In my first weeks at UF, I've noticed an overwhelming sentiment among freshmen: people you don't know suddenly feel much more approachable. In some ways, I've felt this myself. I have almost surely spoken to more people in the last week than all of my years of high school combined. 

Most of the people I talk to seem to feel that the students here at UF are nicer and more approachable. Although I would love for UF to be unique in that way, I would challenge that the university is an outlier. I argue that the people here aren’t necessarily more likely to say “hi” or strike up a conversation than anywhere else. Consider the opposite: this would mean that UF somehow admits only the most friendly and outgoing students — a quality I don't think is measured on the Common App.
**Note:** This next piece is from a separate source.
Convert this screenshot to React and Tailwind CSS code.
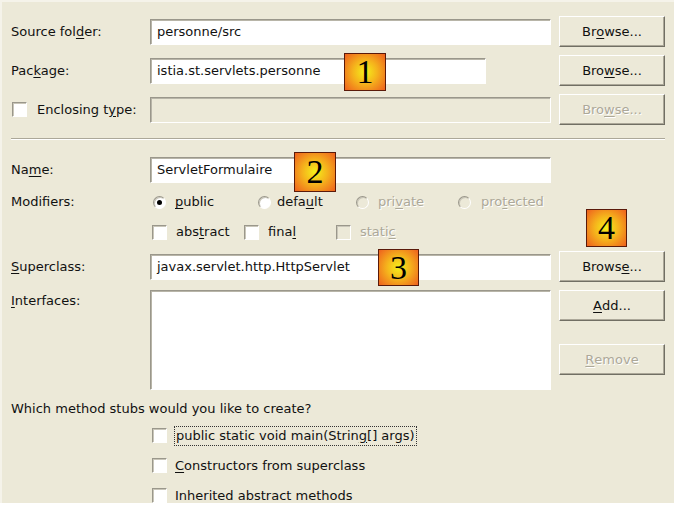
import React from "react";

const font = { fontFamily: '"DejaVu Sans", Verdana, sans-serif' };

function U({ children }) {
  return <span className="underline underline-offset-2">{children}</span>;
}

function Field({ w = "w-[401px]", h = "h-[26px]", children }) {
  return (
    <div
      className={`${w} ${h} bg-white border border-t-[#9a978b] border-l-[#9a978b] border-r-white border-b-white shadow-[inset_1px_1px_0_#b8b5a8] flex items-center pl-[6px] text-[13px] text-[#111]`}
    >
      {children}
    </div>
  );
}

function DisabledField() {
  return (
    <div className="w-[401px] h-[26px] bg-[#ECE9D8] border border-t-[#9a978b] border-l-[#9a978b] border-r-white border-b-white shadow-[inset_1px_1px_0_#b8b5a8]" />
  );
}

function Button({ children, disabled }) {
  return (
    <div
      className={`w-[106px] h-[31px] flex items-center justify-center bg-[#ECE9D8] border border-t-white border-l-white border-r-[#716f64] border-b-[#716f64] shadow-[inset_-1px_-1px_0_#aca899] text-[13px] ${
        disabled ? "text-[#aca899] [text-shadow:1px_1px_0_#fff]" : "text-[#111]"
      }`}
    >
      {children}
    </div>
  );
}

function Check({ disabled }) {
  return (
    <div
      className={`w-[15px] h-[15px] shrink-0 border border-t-[#9a978b] border-l-[#9a978b] border-r-white border-b-white shadow-[inset_1px_1px_0_#c9c6b9] ${
        disabled ? "bg-[#ECE9D8]" : "bg-white"
      }`}
    />
  );
}

function Radio({ checked, disabled }) {
  return (
    <div
      className={`w-[13px] h-[13px] shrink-0 rounded-full border border-t-[#9a978b] border-l-[#9a978b] border-r-white border-b-white shadow-[inset_1px_1px_0_#c9c6b9] flex items-center justify-center ${
        disabled ? "bg-[#ECE9D8]" : "bg-white"
      }`}
    >
      {checked && <div className="w-[5px] h-[5px] rounded-full bg-black" />}
    </div>
  );
}

function Num({ n, className }) {
  return (
    <div
      className={`absolute flex items-center justify-center border border-[#5a1a0a] bg-[radial-gradient(circle,#f4f01a_0%,#f5b31c_45%,#ee601e_100%)] text-black text-[34px] leading-none ${className}`}
      style={{ fontFamily: '"Liberation Serif", "Times New Roman", serif' }}
    >
      {n}
    </div>
  );
}

export default function App() {
  const dis = "text-[#aca899] [text-shadow:1px_1px_0_#fff]";
  return (
    <div className="w-[683px] h-[507px] bg-white relative" style={font}>
      <div className="w-[674px] h-[503px] bg-[#ECE9D8] border-t-2 border-l-2 border-[#f5f3ea] pl-[9px] pr-[9px] flex flex-col text-[13px] text-[#111] overflow-hidden">
        {/* Row 1 */}
        <div className="flex items-center h-[31px] mt-[14px]">
          <div className="w-[139px]">
            Source fol<U>d</U>er:
          </div>
          <Field>personne/src</Field>
          <div className="ml-[8px]">
            <Button>
              Br<U>o</U>wse...
            </Button>
          </div>
        </div>
        {/* Row 2 */}
        <div className="flex items-center h-[31px] mt-[8px]">
          <div className="w-[139px]">
            Pac<U>k</U>age:
          </div>
          <Field w="w-[336px]">istia.st.servlets.personne</Field>
          <div className="ml-[73px]">
            <Button>
              Bro<U>w</U>se...
            </Button>
          </div>
        </div>
        {/* Row 3 */}
        <div className="flex items-center h-[31px] mt-[8px]">
          <div className="w-[139px] flex items-center gap-[10px] pl-[1px]">
            <Check />
            <span>
              Enclosing t<U>y</U>pe:
            </span>
          </div>
          <DisabledField />
          <div className="ml-[8px]">
            <Button disabled>
              Bro<U>w</U>se...
            </Button>
          </div>
        </div>
        {/* Separator */}
        <div className="mt-[13px] w-[654px] border-t border-b border-t-[#aca899] border-b-white" />
        {/* Name */}
        <div className="flex items-center h-[31px] mt-[14px]">
          <div className="w-[139px]">
            Na<U>m</U>e:
          </div>
          <Field>ServletFormulaire</Field>
        </div>
        {/* Modifiers */}
        <div className="flex items-center h-[26px] mt-[4px]">
          <div className="w-[142px]">Modifiers:</div>
          <div className="w-[105px] flex items-center gap-[9px]">
            <Radio checked />
            <span>
              <U>p</U>ublic
            </span>
          </div>
          <div className="w-[98px] flex items-center gap-[6px]">
            <Radio />
            <span>
              defa<U>u</U>lt
            </span>
          </div>
          <div className="w-[102px] flex items-center gap-[9px]">
            <Radio disabled />
            <span className={dis}>
              pri<U>v</U>ate
            </span>
          </div>
          <div className="flex items-center gap-[10px]">
            <Radio disabled />
            <span className={dis}>
              pro<U>t</U>ected
            </span>
          </div>
        </div>
        {/* Checkboxes */}
        <div className="flex items-center h-[26px] mt-[4px] pl-[141px]">
          <div className="w-[92px] flex items-center gap-[9px]">
            <Check />
            <span>
              abs<U>t</U>ract
            </span>
          </div>
          <div className="w-[92px] flex items-center gap-[9px]">
            <Check />
            <span>
              fina<U>l</U>
            </span>
          </div>
          <div className="flex items-center gap-[9px]">
            <Check disabled />
            <span className={dis}>
              stati<U>c</U>
            </span>
          </div>
        </div>
        {/* Superclass */}
        <div className="flex items-center h-[31px] mt-[6px]">
          <div className="w-[139px]">
            <U>S</U>uperclass:
          </div>
          <Field>javax.servlet.http.HttpServlet</Field>
          <div className="ml-[8px]">
            <Button>
              Brows<U>e</U>...
            </Button>
          </div>
        </div>
        {/* Interfaces */}
        <div className="flex items-start mt-[8px]">
          <div className="w-[139px] pt-[1px]">
            <U>I</U>nterfaces:
          </div>
          <div className="w-[401px] h-[100px] bg-white border border-t-[#9a978b] border-l-[#9a978b] border-r-white border-b-white shadow-[inset_1px_1px_0_#b8b5a8]" />
          <div className="ml-[8px] flex flex-col gap-[23px]">
            <Button>
              <U>A</U>dd...
            </Button>
            <Button disabled>
              <U>R</U>emove
            </Button>
          </div>
        </div>
        {/* Stubs */}
        <div className="mt-[10px] leading-[18px]">
          Which method stubs would you like to create?
        </div>
        <div className="flex flex-col pl-[141px] mt-[10px] gap-[15px]">
          <div className="flex items-center gap-[7px] h-[15px]">
            <Check />
            <span className="border border-dotted border-[#333] px-[1px] leading-[18px]">
              public static void main(Strin<U>g</U>[] args)
            </span>
          </div>
          <div className="flex items-center gap-[8px] h-[15px]">
            <Check />
            <span>
              <U>C</U>onstructors from superclass
            </span>
          </div>
          <div className="flex items-center gap-[8px] h-[15px]">
            <Check />
            <span>Inherited abstract methods</span>
          </div>
        </div>
      </div>
      <Num n="1" className="left-[344px] top-[53px] w-[42px] h-[38px]" />
      <Num n="2" className="left-[294px] top-[152px] w-[42px] h-[40px]" />
      <Num n="3" className="left-[378px] top-[249px] w-[41px] h-[37px]" />
      <Num n="4" className="left-[586px] top-[209px] w-[41px] h-[38px]" />
    </div>
  );
}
But this sentiment is clearly real, so if the people aren’t different, what is?

Moving away to college is a significant shift for most people. Being away from home for the first time, starting with few or no friends and facing a vast ocean of new experiences can be overwhelming. What do people do when they don’t have friends? They seek new ones. For some, this means reaching out to new people, and for others, it means being open to those who reach out to them.

The incentives have changed, but the people behind them haven't. To me, most people are equally willing to form new connections, whether they're in the first week of college or back home. The only obstacle is people have built up a wall in their head that once the cliques settle, that's final. Only an environment change as extreme as moving to college can change their friend group.

This phenomenon reminds me of the “fleas in a jar” experiment, in which a temporary change causes a permanent effect. In this experiment, fleas are placed in a jar. The fleas, who are capable of jumping past the rim of the jar, do so regularly. Next, a lid is placed on the jar and the fleas are left for three days. When the lid is removed, the fleas will never again jump past the height of the lid for the rest of their lives.

When you go home for the holidays, start your new internship or just walk around a public park, I challenge you to treat meeting new people with the same fervor that college freshmen have during their first week. I think you'll be surprised how many people reciprocate. Will everyone? Obviously not, but you weren't going to talk to them anyway before, so you haven’t lost anything.

You've been placed in a new jar, and it feels great to jump high again. But as time passes, friend groups settle and you grow up, remember — the lid is only in your head.

Ethan Niser is a UF computer science freshman.